In 2003, the university outsourced its long term investment fund to an external manager of managers, the Victorian Funds Management Corporation (VFMC). At the same time, the fund moved to a unitised structure.
"Our fund has a quite different profile to the rest of the funds they manage so we get good advantage out of their scale," says Johanson. "We are heavily weighted to equities and to Australian equities in particular. Over the last five years that has rewarded us, because Australia has been such a strong performer. To a tax-exempt entity like us, the high dividend payouts and the tax refund we get for imputation credits attaching to the dividends received by the fund make it an attractive asset class. It is unreasonable to expect the growth rates in Australian equities of the last few years to continue, but it's not obvious what is likely to do better. So I expect the dominance of our Australian bias will continue for a while as we carefully build our alternative, less liquid portfolio."

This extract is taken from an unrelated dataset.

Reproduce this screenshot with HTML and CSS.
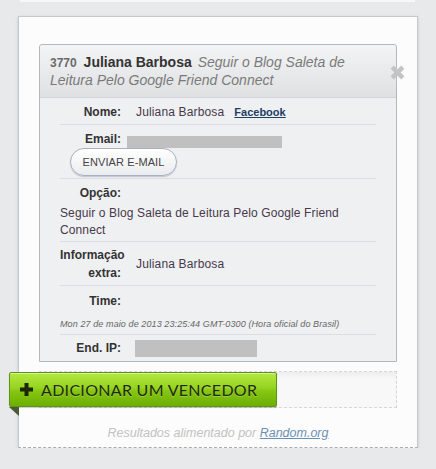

In 2005, the reported income from the University of Melbourne Fund was A$82m (€48.9m), $66m of which was distributed to unit-holders. The pay-outs contributed 6-7% of the total revenue of the university. "So while we are still a long way short of the 20-30% of revenue that, say the Yale and Harvard Funds provide to their universities, it is still very significant," says Johanson. "It has supported borrowings for capital purposes and it is a major factor in our financial strength."
Another change was that, freed from the responsibility of the regular investment decisions, the committee spent more time thinking about the real nature of the
fund's liabilities. The best and strongest lesson that Swenson and Jack Meyer, late of the Harvard Fund, have provided is that if you understand your liabilities, an appropriate asset policy will follow. Johanson says, "Our liabilities aren't like a superannuation fund where members will cease contributing and start withdrawing in an actuarially predictable way. The funds are effectively perpetual and the university's enabling legislation gives us a lot of legal discretion on how we deal with a benefactor's directions." The committee has also taken care to balance the inter-generational issues, not ignoring current students and not sacrificing the long term to somebody's next good idea. Johanson explains that "this has given us the framework to think about new asset classes and to seek illiquidity premiums. I am sure that in 10 years, if we continue to grow the fund successfully, there will be a much bigger proportion of assets in private equity style investments with situational managers. We have made a start with investments in private equity, airports and selective hedge funds. But we are feeling our way."
One very important matter they have to manage is the profile and political nature of any development at the university. As the state of Victoria's oldest and most prestigious university, Melbourne has always excited interest and debate, whatever it does. This has only been amplified by the new proposals to reorganise undergraduate education into a few core strands and to conduct all professional schools as post-graduate study. Combined with an explicit aim to be one of the world's great universities, this has excited a lot of debate.
The fund has to be seen to support this strategy. Johanson explains: "The university will become more solicitous of and dependent on non-government support. So the fund needs to be highly professional and managed with the highest standards of governance. There's little advantage in getting too adventurous in chasing the latest fashionable asset class - even if intellectually we think it's attractive - if it runs the risk of having us branded in a politically charged debate as reckless. If you look at the history of investment by the Yale Fund, its shift away from listed liquid securities took a long time and only came after its managers had earned the university's confidence. So we are in the early days of this process and we need to expand the asset classes in which we invest confidently but judiciously." The fund has already invested around A$40m into infrastructure and private equity.
The fund management contract is bound by specific performance criteria and is subject to tender every three years. Johanson says, "Our target return is 4% income, an extra 1% for imputation credits and 4% capital growth. They seem reasonable long-term targets. Of course we have exceeded them over the past few years, so we have questioned whether our targets are right, or just soft. But it is not just a matter of managing expectations. It is striking that delicate balance between the demands of the generations and our strong belief in the critical role if universities in general and in the University of Melbourne as a major world leader in particular."